As previously mentioned, these questions must be answered individually, but make no mistake, they represent very intrinsic and essential dichotomies when it comes to what a meaningful and genuine hunting experience entails for each of us.

Perhaps a bit trite and somewhat gratuitous, it is nonetheless essential to constantly remind ourselves that killing an animal should not, and, indeed, cannot, be the primary measure of satisfaction. Yes, the intent must be there and encountering game, or at least the sign of game, is integral, but plainly, killing is not imperative in order to have hunted.
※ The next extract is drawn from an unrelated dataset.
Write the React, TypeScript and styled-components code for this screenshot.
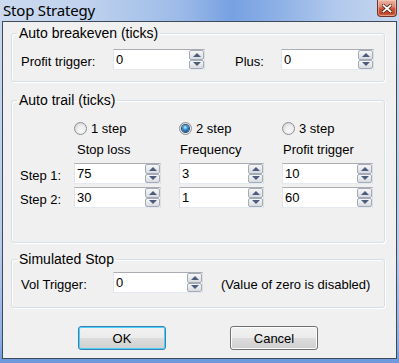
import styled, { createGlobalStyle, css } from 'styled-components';

const GlobalStyle = createGlobalStyle`
  html, body {
    margin: 0;
    padding: 0;
    background: #ffffff;
  }
  body {
    font-family: "Liberation Sans", Arial, sans-serif;
    font-size: 13px;
    color: #000;
  }
`;

const Window = styled.div`
  width: 399px;
  height: 363px;
  display: flex;
  flex-direction: column;
  background: linear-gradient(to bottom, #c8d8ef 0%, #b6cbec 70%, #8aaee4 94%, #6c97dc 100%);
`;

const TitleBar = styled.div`
  height: 21px;
  flex: none;
  display: flex;
  align-items: flex-start;
  justify-content: space-between;
  padding: 0 2px 0 3px;
  background: linear-gradient(90deg, #cbdaef 0%, #bfd1ee 22%, #9dbbe8 45%, #77a1e2 58%, #8eb1e6 70%, #b3caed 85%, #c6d6ef 100%);
`;

const Title = styled.span`
  font-family: "Noto Sans", "Liberation Sans", sans-serif;
  font-size: 15px;
  line-height: 20px;
  letter-spacing: -0.2px;
`;

const CloseButton = styled.div`
  width: 20px;
  height: 17px;
  box-sizing: border-box;
  border: 1px solid #6e3426;
  border-top: none;
  border-radius: 0 0 4px 4px;
  background: linear-gradient(to bottom, #eab3a4 0%, #de8b74 40%, #c9543a 55%, #c14529 85%, #d5755b 100%);
  box-shadow: inset 0 0 0 1px rgba(255, 220, 200, 0.45);
  display: flex;
  align-items: center;
  justify-content: center;
`;

const Client = styled.div`
  flex: 1;
  margin: 0 2px 4px;
  border: 1px solid #3f4a58;
  background: #f0f0f0;
  display: flex;
  flex-direction: column;
  padding: 0 0 0 8px;
`;

const Group = styled.fieldset<{ $top: number }>`
  width: 374px;
  box-sizing: border-box;
  margin: ${p => p.$top}px 0 0 0;
  padding: 0;
  min-width: 0;
  border: 1px solid #d5dfe5;
  border-radius: 3px;
  box-shadow: inset 1px 1px 0 #ffffff, 1px 1px 0 #ffffff;
`;

const Legend = styled.legend`
  font-size: 14px;
  line-height: 16px;
  margin-left: 5px;
  padding: 0 2px;
`;

const BreakevenRow = styled.div`
  display: grid;
  grid-template-columns: 92px 92px 30px 46px 92px;
  padding: 8px 0 9px 9px;
`;

const TrailGrid = styled.div`
  display: grid;
  grid-template-columns: 36px 87px 85px 91px;
  grid-template-rows: 23px 21px 24px 21px;
  column-gap: 18px;
  align-items: start;
  padding: 11px 0 34px 8px;
`;

const SimRow = styled.div`
  display: grid;
  grid-template-columns: 92px 90px auto;
  padding: 5px 0 12px 9px;
`;

const Label = styled.span`
  line-height: 21px;
  padding-top: 2px;
  white-space: nowrap;
`;

const Note = styled(Label)`
  margin-left: 18px;
`;

const Header = styled.span<{ $offset?: number }>`
  line-height: 15px;
  padding-left: ${p => p.$offset ?? 3}px;
  white-space: nowrap;
`;

const RadioLabel = styled.label`
  display: flex;
  align-items: center;
  gap: 4px;
  height: 16px;
  padding-top: 1px;
  white-space: nowrap;
`;

const RadioCircle = styled.span<{ $checked?: boolean }>`
  width: 13px;
  height: 13px;
  box-sizing: border-box;
  border-radius: 50%;
  border: 1px solid #8c8f94;
  background: radial-gradient(circle at 60% 65%, #fbfbfb 0%, #ececec 45%, #c9cbcd 100%);
  display: flex;
  align-items: center;
  justify-content: center;

  ${p =>
    p.$checked &&
    css`
      &::after {
        content: '';
        width: 7px;
        height: 7px;
        border-radius: 50%;
        background: radial-gradient(circle at 45% 35%, #c6ecff 0%, #4fa6e0 30%, #0f4a86 75%, #0a2f58 100%);
        box-shadow: 0 0 0 1px #2a4d72;
      }
    `}
`;

const SpinBox = styled.div<{ $width: number }>`
  width: ${p => p.$width}px;
  height: 21px;
  box-sizing: border-box;
  display: flex;
  border: 1px solid #abadb3;
  border-right-color: #dbdfe6;
  border-bottom-color: #e3e9ef;
  border-left-color: #e2e3ea;
  background: #ffffff;
`;

const SpinText = styled.span`
  flex: 1;
  padding-left: 2px;
  line-height: 19px;
`;

const SpinButtons = styled.div`
  width: 15px;
  display: flex;
  flex-direction: column;
`;

const SpinButton = styled.div<{ $down?: boolean }>`
  flex: 1;
  box-sizing: border-box;
  border: 1px solid #a3aab8;
  border-radius: 2px;
  background: linear-gradient(to bottom, #f7f7f7 0%, #e9e9e9 50%, #d9dbe0 100%);
  display: flex;
  align-items: center;
  justify-content: center;

  &::before {
    content: '';
    width: 0;
    height: 0;
    border-left: 4px solid transparent;
    border-right: 4px solid transparent;
    ${p =>
      p.$down
        ? css`border-top: 4px solid #4c5c7e;`
        : css`border-bottom: 4px solid #4c5c7e;`}
  }
`;

const ButtonRow = styled.div`
  display: flex;
  justify-content: center;
  gap: 64px;
  width: 374px;
  margin-top: 18px;
`;

const Button = styled.button<{ $default?: boolean }>`
  width: 88px;
  height: 24px;
  box-sizing: border-box;
  border: 1px solid ${p => (p.$default ? '#3c7fb1' : '#707070')};
  border-radius: 3px;
  background: linear-gradient(to bottom, #f2f2f2 0%, #ebebeb 50%, #dddddd 51%, #cfcfcf 100%);
  box-shadow: inset 0 0 0 1px ${p => (p.$default ? '#48d1f9' : '#fcfcfc')};
  font-family: "Liberation Sans", Arial, sans-serif;
  font-size: 13px;
  color: #000;
  padding: 0;
`;

function Spin({ value, width }: { value: string; width: number }) {
  return (
    <SpinBox $width={width}>
      <SpinText>{value}</SpinText>
      <SpinButtons>
        <SpinButton />
        <SpinButton $down />
      </SpinButtons>
    </SpinBox>
  );
}

function Radio({ label, checked }: { label: string; checked?: boolean }) {
  return (
    <RadioLabel>
      <RadioCircle $checked={checked} />
      {label}
    </RadioLabel>
  );
}

export default function App() {
  return (
    <>
      <GlobalStyle />
      <Window>
        <TitleBar>
          <Title>Stop Strategy</Title>
          <CloseButton>
            <svg width="10" height="9" viewBox="0 0 10 9">
              <path d="M1.5 1.5 L8.5 7.5 M8.5 1.5 L1.5 7.5" stroke="#5a2316" strokeWidth="3.4" strokeLinecap="square" />
              <path d="M1.5 1.5 L8.5 7.5 M8.5 1.5 L1.5 7.5" stroke="#ffffff" strokeWidth="1.8" strokeLinecap="square" />
            </svg>
          </CloseButton>
        </TitleBar>
        <Client>
          <Group $top={3}>
            <Legend>Auto breakeven (ticks)</Legend>
            <BreakevenRow>
              <Label>Profit trigger:</Label>
              <Spin value="0" width={92} />
              <span />
              <Label>Plus:</Label>
              <Spin value="0" width={93} />
            </BreakevenRow>
          </Group>

          <Group $top={10}>
            <Legend>Auto trail (ticks)</Legend>
            <TrailGrid>
              <span />
              <Radio label="1 step" />
              <Radio label="2 step" checked />
              <Radio label="3 step" />

              <span />
              <Header>Stop loss</Header>
              <Header $offset={1}>Frequency</Header>
              <Header $offset={1}>Profit trigger</Header>

              <Label>Step 1:</Label>
              <Spin value="75" width={87} />
              <Spin value="3" width={85} />
              <Spin value="10" width={91} />

              <Label>Step 2:</Label>
              <Spin value="30" width={87} />
              <Spin value="1" width={85} />
              <Spin value="60" width={91} />
            </TrailGrid>
          </Group>

          <Group $top={8}>
            <Legend>Simulated Stop</Legend>
            <SimRow>
              <Label>Vol Trigger:</Label>
              <Spin value="0" width={90} />
              <Note>(Value of zero is disabled)</Note>
            </SimRow>
          </Group>

          <ButtonRow>
            <Button $default>OK</Button>
            <Button>Cancel</Button>
          </ButtonRow>
        </Client>
      </Window>
    </>
  );
}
Modern equipment and methods are only going to become more conspicuous and I am not naive enough to think that we will ever “get the toothpaste back in the tube”. Today’s hunter is confronted with a mind-numbing array of decisions as to how far he or she wants to diminish, or even eliminate, the components of skill and chance from their hunt. For the fact remains that no generation has had the ability to so drastically tilt the odds of what is intended to be a challenging endeavor of uncertain outcome in their favor.

Implicating or impugning the motives and methods of every sportsman who utilizes innovative outdoor equipment is not my intention, but a growing number of our ranks abhor what modern hunting and hunters have become and the term “fair chase” lies at the heart of it. It is a conversation not only worth having, but has, unfortunately, become increasingly necessary.